# [The task]
Omit the images. Copy each entry word for word.

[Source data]
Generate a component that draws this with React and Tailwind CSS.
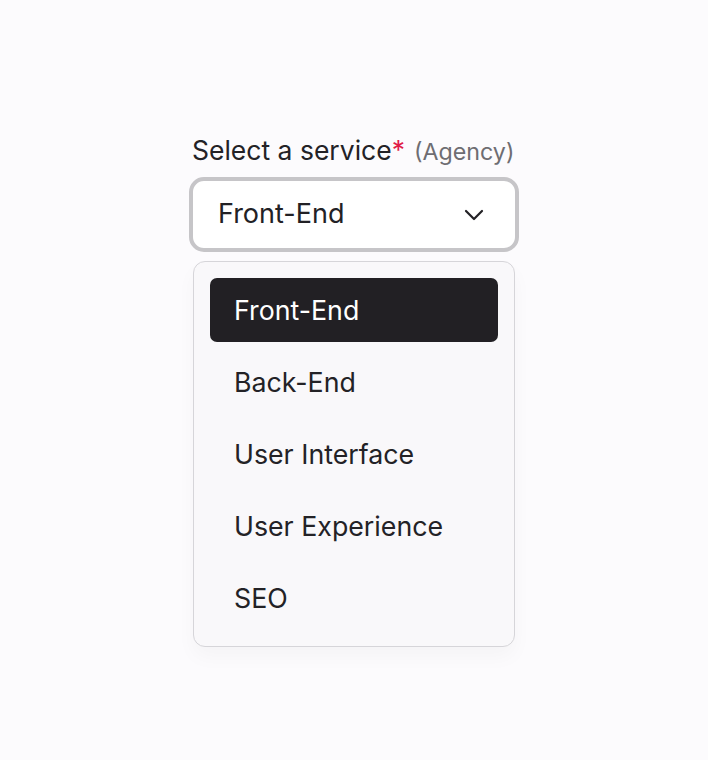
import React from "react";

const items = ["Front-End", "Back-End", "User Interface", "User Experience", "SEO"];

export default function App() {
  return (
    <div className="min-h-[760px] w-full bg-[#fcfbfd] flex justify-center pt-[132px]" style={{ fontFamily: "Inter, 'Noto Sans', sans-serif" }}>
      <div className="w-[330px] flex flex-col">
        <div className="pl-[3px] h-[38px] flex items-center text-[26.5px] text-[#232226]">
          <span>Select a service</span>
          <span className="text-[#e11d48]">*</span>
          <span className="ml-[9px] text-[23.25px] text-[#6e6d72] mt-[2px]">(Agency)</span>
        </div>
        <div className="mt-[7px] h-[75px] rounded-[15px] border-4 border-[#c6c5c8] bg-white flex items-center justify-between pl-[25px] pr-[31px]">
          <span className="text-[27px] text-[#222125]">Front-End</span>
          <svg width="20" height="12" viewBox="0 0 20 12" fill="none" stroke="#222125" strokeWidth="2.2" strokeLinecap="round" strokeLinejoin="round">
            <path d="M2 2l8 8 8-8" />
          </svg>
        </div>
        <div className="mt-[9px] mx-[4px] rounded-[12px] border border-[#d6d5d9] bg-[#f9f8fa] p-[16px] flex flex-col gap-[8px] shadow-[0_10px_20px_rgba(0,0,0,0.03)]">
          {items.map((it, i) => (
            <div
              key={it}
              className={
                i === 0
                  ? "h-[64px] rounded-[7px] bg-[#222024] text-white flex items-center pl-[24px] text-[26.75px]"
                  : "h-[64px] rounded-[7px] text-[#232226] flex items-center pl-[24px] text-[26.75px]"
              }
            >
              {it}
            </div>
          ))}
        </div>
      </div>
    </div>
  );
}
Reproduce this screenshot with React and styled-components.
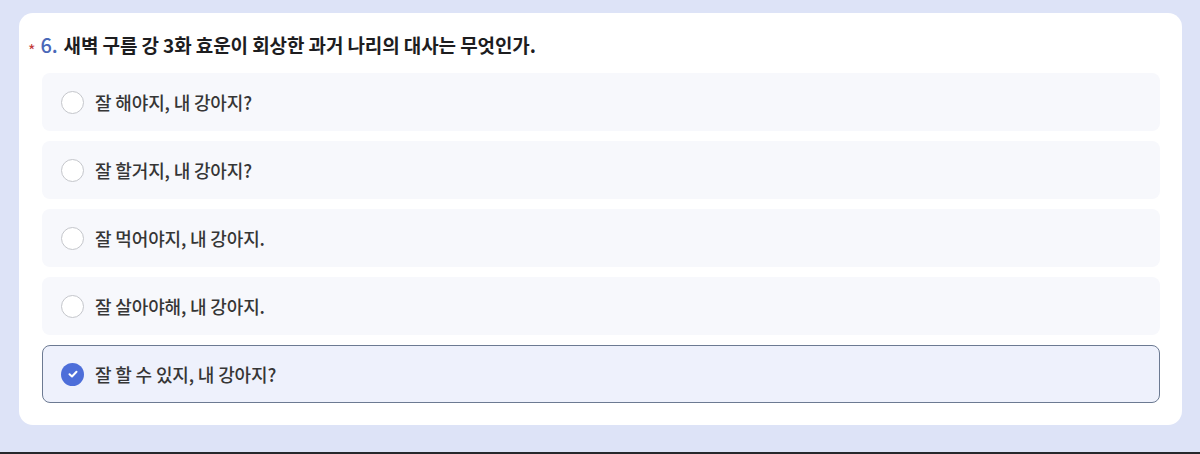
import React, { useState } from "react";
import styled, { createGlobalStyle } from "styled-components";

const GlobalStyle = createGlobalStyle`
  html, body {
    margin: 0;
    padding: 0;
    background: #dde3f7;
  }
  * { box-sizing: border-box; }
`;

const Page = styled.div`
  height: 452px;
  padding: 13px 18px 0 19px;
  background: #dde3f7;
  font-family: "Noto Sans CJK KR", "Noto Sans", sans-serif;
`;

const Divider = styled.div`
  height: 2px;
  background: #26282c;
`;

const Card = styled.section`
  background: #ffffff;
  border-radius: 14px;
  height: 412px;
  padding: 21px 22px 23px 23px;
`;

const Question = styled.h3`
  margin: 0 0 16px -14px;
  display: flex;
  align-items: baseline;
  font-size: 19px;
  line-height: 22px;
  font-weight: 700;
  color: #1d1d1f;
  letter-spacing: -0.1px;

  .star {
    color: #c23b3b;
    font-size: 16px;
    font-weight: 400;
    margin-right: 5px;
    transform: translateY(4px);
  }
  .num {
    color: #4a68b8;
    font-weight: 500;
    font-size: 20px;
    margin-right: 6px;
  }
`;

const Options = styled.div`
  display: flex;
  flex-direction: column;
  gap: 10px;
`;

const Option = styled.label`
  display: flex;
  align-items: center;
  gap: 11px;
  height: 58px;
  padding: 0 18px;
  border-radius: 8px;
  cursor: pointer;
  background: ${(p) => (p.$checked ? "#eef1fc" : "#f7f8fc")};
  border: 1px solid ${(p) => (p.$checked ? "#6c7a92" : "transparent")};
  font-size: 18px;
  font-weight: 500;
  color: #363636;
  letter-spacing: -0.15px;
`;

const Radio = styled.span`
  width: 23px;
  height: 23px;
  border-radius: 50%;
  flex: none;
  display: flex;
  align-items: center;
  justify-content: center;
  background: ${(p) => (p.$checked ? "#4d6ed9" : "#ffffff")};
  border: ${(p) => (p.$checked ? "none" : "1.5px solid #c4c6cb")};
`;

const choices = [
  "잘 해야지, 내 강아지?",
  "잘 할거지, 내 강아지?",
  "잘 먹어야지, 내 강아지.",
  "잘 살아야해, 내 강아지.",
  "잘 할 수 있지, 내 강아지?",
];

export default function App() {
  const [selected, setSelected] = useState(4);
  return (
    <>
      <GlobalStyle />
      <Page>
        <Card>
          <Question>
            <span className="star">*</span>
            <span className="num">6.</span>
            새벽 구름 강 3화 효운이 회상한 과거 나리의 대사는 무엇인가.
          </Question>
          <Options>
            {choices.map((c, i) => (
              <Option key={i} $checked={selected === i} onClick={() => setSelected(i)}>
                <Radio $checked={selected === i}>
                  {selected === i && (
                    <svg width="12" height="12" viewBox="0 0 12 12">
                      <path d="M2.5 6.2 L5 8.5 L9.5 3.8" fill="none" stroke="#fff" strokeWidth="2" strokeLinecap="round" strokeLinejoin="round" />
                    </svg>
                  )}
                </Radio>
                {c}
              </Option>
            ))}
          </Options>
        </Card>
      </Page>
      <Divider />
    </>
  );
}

# [Task response]
Generate a component that draws this with React and Tailwind CSS.
import React from "react";

const items = ["Front-End", "Back-End", "User Interface", "User Experience", "SEO"];

export default function App() {
  return (
    <div className="min-h-[760px] w-full bg-[#fcfbfd] flex justify-center pt-[132px]" style={{ fontFamily: "Inter, 'Noto Sans', sans-serif" }}>
      <div className="w-[330px] flex flex-col">
        <div className="pl-[3px] h-[38px] flex items-center text-[26.5px] text-[#232226]">
          <span>Select a service</span>
          <span className="text-[#e11d48]">*</span>
          <span className="ml-[9px] text-[23.25px] text-[#6e6d72] mt-[2px]">(Agency)</span>
        </div>
        <div className="mt-[7px] h-[75px] rounded-[15px] border-4 border-[#c6c5c8] bg-white flex items-center justify-between pl-[25px] pr-[31px]">
          <span className="text-[27px] text-[#222125]">Front-End</span>
          <svg width="20" height="12" viewBox="0 0 20 12" fill="none" stroke="#222125" strokeWidth="2.2" strokeLinecap="round" strokeLinejoin="round">
            <path d="M2 2l8 8 8-8" />
          </svg>
        </div>
        <div className="mt-[9px] mx-[4px] rounded-[12px] border border-[#d6d5d9] bg-[#f9f8fa] p-[16px] flex flex-col gap-[8px] shadow-[0_10px_20px_rgba(0,0,0,0.03)]">
          {items.map((it, i) => (
            <div
              key={it}
              className={
                i === 0
                  ? "h-[64px] rounded-[7px] bg-[#222024] text-white flex items-center pl-[24px] text-[26.75px]"
                  : "h-[64px] rounded-[7px] text-[#232226] flex items-center pl-[24px] text-[26.75px]"
              }
            >
              {it}
            </div>
          ))}
        </div>
      </div>
    </div>
  );
}
Reproduce this screenshot with React and styled-components.
import React, { useState } from "react";
import styled, { createGlobalStyle } from "styled-components";

const GlobalStyle = createGlobalStyle`
  html, body {
    margin: 0;
    padding: 0;
    background: #dde3f7;
  }
  * { box-sizing: border-box; }
`;

const Page = styled.div`
  height: 452px;
  padding: 13px 18px 0 19px;
  background: #dde3f7;
  font-family: "Noto Sans CJK KR", "Noto Sans", sans-serif;
`;

const Divider = styled.div`
  height: 2px;
  background: #26282c;
`;

const Card = styled.section`
  background: #ffffff;
  border-radius: 14px;
  height: 412px;
  padding: 21px 22px 23px 23px;
`;

const Question = styled.h3`
  margin: 0 0 16px -14px;
  display: flex;
  align-items: baseline;
  font-size: 19px;
  line-height: 22px;
  font-weight: 700;
  color: #1d1d1f;
  letter-spacing: -0.1px;

  .star {
    color: #c23b3b;
    font-size: 16px;
    font-weight: 400;
    margin-right: 5px;
    transform: translateY(4px);
  }
  .num {
    color: #4a68b8;
    font-weight: 500;
    font-size: 20px;
    margin-right: 6px;
  }
`;

const Options = styled.div`
  display: flex;
  flex-direction: column;
  gap: 10px;
`;

const Option = styled.label`
  display: flex;
  align-items: center;
  gap: 11px;
  height: 58px;
  padding: 0 18px;
  border-radius: 8px;
  cursor: pointer;
  background: ${(p) => (p.$checked ? "#eef1fc" : "#f7f8fc")};
  border: 1px solid ${(p) => (p.$checked ? "#6c7a92" : "transparent")};
  font-size: 18px;
  font-weight: 500;
  color: #363636;
  letter-spacing: -0.15px;
`;

const Radio = styled.span`
  width: 23px;
  height: 23px;
  border-radius: 50%;
  flex: none;
  display: flex;
  align-items: center;
  justify-content: center;
  background: ${(p) => (p.$checked ? "#4d6ed9" : "#ffffff")};
  border: ${(p) => (p.$checked ? "none" : "1.5px solid #c4c6cb")};
`;

const choices = [
  "잘 해야지, 내 강아지?",
  "잘 할거지, 내 강아지?",
  "잘 먹어야지, 내 강아지.",
  "잘 살아야해, 내 강아지.",
  "잘 할 수 있지, 내 강아지?",
];

export default function App() {
  const [selected, setSelected] = useState(4);
  return (
    <>
      <GlobalStyle />
      <Page>
        <Card>
          <Question>
            <span className="star">*</span>
            <span className="num">6.</span>
            새벽 구름 강 3화 효운이 회상한 과거 나리의 대사는 무엇인가.
          </Question>
          <Options>
            {choices.map((c, i) => (
              <Option key={i} $checked={selected === i} onClick={() => setSelected(i)}>
                <Radio $checked={selected === i}>
                  {selected === i && (
                    <svg width="12" height="12" viewBox="0 0 12 12">
                      <path d="M2.5 6.2 L5 8.5 L9.5 3.8" fill="none" stroke="#fff" strokeWidth="2" strokeLinecap="round" strokeLinejoin="round" />
                    </svg>
                  )}
                </Radio>
                {c}
              </Option>
            ))}
          </Options>
        </Card>
      </Page>
      <Divider />
    </>
  );
}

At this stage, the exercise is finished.